⟨

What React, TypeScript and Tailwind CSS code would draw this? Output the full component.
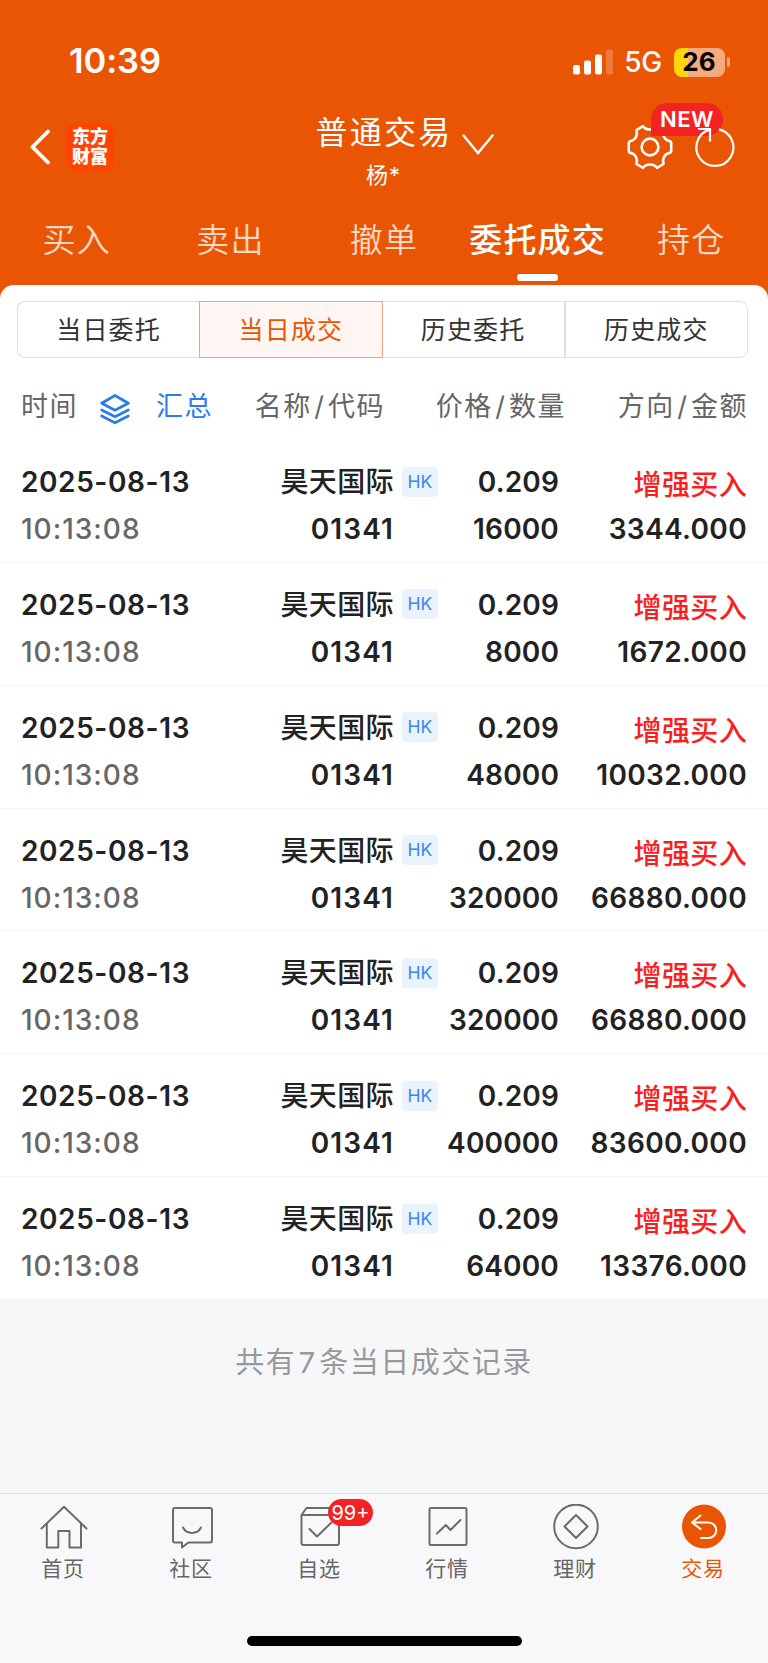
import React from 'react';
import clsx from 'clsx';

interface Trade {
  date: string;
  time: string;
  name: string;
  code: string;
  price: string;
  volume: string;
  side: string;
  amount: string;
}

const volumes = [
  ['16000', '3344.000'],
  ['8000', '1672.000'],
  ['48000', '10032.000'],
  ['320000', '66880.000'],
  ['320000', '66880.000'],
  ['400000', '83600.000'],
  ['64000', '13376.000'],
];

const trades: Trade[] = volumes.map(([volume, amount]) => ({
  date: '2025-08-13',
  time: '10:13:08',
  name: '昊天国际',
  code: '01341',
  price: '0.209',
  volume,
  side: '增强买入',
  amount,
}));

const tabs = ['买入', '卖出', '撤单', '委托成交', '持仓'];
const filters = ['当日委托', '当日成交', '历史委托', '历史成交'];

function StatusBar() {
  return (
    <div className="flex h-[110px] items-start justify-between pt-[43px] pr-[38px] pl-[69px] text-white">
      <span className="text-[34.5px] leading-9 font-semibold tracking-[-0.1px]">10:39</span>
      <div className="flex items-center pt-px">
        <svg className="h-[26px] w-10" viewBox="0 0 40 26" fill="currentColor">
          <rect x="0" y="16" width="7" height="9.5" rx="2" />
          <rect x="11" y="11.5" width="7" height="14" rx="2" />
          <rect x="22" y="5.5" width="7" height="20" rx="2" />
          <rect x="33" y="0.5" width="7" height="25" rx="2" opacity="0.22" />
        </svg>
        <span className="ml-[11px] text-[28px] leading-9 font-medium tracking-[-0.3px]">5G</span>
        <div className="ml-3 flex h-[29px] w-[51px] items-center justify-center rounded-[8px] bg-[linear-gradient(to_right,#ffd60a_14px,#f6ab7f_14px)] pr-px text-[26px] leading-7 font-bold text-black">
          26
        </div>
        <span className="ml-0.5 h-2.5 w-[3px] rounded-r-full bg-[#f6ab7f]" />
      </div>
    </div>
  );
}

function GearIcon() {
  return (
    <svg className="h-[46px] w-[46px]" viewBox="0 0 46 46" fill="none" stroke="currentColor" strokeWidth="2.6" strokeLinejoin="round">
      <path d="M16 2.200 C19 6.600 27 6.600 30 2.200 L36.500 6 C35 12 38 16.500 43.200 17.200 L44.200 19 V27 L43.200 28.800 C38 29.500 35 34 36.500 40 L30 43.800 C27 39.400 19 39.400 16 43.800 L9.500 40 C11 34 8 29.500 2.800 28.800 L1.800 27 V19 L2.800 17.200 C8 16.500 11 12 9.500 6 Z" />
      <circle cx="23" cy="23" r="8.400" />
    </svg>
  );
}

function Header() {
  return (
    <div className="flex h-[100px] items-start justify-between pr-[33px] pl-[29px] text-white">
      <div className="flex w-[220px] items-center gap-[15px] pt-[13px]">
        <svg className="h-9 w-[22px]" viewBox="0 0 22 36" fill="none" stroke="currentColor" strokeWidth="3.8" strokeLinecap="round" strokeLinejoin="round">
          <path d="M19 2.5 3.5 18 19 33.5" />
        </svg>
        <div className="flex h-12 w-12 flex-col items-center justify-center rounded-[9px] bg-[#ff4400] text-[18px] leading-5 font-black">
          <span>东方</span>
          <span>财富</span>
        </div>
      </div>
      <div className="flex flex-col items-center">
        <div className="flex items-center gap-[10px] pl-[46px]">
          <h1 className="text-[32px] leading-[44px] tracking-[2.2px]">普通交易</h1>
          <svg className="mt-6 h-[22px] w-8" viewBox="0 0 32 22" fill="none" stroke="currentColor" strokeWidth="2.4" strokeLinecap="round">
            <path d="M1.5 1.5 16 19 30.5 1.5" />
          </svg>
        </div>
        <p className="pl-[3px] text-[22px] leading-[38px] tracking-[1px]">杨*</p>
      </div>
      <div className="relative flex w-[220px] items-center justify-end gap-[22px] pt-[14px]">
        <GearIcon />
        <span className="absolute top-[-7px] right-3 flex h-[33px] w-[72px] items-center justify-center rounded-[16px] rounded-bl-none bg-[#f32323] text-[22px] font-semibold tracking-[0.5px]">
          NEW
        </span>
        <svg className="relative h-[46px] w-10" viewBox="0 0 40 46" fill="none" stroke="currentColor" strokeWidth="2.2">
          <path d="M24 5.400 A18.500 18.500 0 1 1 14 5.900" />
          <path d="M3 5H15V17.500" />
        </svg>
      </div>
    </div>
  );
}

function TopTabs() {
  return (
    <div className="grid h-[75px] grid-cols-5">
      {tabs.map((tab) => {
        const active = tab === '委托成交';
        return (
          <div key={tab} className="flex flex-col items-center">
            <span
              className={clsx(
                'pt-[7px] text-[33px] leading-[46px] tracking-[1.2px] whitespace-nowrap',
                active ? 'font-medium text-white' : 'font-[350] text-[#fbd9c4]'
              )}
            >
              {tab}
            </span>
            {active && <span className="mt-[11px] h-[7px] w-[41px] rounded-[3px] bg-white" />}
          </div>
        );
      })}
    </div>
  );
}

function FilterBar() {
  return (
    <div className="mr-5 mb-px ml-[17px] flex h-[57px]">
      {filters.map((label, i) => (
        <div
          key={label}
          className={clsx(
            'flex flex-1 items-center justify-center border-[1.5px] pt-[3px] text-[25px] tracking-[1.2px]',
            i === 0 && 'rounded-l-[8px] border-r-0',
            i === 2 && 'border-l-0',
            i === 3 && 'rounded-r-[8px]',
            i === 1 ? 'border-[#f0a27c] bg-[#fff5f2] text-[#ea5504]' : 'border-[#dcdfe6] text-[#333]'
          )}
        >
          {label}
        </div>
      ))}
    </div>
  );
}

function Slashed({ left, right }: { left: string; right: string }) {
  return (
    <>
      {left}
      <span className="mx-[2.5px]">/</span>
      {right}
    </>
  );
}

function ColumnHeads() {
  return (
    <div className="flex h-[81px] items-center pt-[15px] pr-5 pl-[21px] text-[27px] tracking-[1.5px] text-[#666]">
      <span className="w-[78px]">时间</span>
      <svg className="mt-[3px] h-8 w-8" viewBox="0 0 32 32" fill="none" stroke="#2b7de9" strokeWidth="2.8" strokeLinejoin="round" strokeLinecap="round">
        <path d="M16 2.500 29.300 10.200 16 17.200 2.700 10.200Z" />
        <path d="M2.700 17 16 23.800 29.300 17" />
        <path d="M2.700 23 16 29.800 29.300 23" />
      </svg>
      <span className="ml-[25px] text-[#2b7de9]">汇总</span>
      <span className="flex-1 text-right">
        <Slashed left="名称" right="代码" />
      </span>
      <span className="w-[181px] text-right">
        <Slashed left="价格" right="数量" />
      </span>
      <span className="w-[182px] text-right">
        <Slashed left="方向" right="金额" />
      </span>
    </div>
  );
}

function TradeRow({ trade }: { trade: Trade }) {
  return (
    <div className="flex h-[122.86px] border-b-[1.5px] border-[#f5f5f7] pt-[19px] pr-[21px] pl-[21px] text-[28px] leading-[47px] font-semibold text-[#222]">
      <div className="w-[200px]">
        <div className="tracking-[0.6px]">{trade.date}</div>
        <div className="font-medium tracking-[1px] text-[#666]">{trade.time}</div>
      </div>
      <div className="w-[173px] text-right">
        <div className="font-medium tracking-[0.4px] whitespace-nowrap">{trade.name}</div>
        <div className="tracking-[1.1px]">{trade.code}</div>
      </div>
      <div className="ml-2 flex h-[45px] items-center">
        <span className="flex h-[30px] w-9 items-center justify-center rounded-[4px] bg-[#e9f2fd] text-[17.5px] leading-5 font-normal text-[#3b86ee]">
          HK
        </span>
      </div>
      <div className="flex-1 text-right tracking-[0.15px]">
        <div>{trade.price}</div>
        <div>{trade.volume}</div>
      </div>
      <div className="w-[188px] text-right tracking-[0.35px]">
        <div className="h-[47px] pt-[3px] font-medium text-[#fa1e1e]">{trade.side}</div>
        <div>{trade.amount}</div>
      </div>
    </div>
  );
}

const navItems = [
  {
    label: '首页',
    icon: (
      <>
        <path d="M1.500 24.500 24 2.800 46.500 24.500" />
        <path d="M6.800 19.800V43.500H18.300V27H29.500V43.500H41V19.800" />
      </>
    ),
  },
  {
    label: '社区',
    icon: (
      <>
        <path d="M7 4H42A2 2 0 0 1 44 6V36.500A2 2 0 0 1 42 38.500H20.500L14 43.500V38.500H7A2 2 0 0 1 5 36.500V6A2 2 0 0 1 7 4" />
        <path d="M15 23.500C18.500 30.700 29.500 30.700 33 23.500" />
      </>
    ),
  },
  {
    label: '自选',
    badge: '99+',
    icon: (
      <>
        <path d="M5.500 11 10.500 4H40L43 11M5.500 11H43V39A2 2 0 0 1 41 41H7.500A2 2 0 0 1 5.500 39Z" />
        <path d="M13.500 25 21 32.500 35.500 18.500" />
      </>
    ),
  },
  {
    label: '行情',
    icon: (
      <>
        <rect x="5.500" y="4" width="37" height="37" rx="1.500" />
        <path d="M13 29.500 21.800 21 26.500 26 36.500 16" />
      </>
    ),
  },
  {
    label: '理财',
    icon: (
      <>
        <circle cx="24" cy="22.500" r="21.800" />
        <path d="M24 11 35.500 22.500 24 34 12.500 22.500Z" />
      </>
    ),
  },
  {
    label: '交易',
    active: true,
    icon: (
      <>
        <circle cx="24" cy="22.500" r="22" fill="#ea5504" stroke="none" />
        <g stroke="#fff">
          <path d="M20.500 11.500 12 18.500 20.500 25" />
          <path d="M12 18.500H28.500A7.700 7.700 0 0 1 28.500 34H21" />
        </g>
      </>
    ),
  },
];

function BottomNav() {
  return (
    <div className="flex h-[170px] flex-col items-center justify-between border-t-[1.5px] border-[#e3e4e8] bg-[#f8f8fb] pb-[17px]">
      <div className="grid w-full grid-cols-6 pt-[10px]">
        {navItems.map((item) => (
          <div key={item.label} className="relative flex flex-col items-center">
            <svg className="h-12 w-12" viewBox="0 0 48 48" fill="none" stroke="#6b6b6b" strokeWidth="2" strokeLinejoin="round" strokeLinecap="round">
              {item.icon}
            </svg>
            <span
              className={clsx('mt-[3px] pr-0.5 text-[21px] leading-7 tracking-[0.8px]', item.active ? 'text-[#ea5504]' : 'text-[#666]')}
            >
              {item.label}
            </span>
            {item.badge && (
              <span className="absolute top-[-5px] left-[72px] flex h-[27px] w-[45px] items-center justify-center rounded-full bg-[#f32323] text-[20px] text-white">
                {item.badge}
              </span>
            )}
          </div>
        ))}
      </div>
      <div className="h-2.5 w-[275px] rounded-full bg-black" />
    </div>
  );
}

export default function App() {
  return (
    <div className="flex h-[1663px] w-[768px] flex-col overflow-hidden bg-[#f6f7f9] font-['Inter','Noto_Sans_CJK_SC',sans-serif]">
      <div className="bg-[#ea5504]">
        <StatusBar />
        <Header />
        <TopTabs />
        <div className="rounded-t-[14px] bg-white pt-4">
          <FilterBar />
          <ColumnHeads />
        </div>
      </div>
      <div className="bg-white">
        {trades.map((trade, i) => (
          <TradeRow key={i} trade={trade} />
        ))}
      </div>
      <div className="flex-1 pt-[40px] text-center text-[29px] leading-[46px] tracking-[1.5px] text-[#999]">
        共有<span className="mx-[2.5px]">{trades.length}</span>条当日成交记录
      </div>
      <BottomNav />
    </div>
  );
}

⟩

## Goal
Emit the lines of the material exactly, from its first line to the line containing "const filters = ['当日委托', '当日成交', '历史委托', '历史成交'];", inclusive; leave every picture out.

## Answer to the exercise
What React, TypeScript and Tailwind CSS code would draw this? Output the full component.
import React from 'react';
import clsx from 'clsx';

interface Trade {
  date: string;
  time: string;
  name: string;
  code: string;
  price: string;
  volume: string;
  side: string;
  amount: string;
}

const volumes = [
  ['16000', '3344.000'],
  ['8000', '1672.000'],
  ['48000', '10032.000'],
  ['320000', '66880.000'],
  ['320000', '66880.000'],
  ['400000', '83600.000'],
  ['64000', '13376.000'],
];

const trades: Trade[] = volumes.map(([volume, amount]) => ({
  date: '2025-08-13',
  time: '10:13:08',
  name: '昊天国际',
  code: '01341',
  price: '0.209',
  volume,
  side: '增强买入',
  amount,
}));

const tabs = ['买入', '卖出', '撤单', '委托成交', '持仓'];
const filters = ['当日委托', '当日成交', '历史委托', '历史成交'];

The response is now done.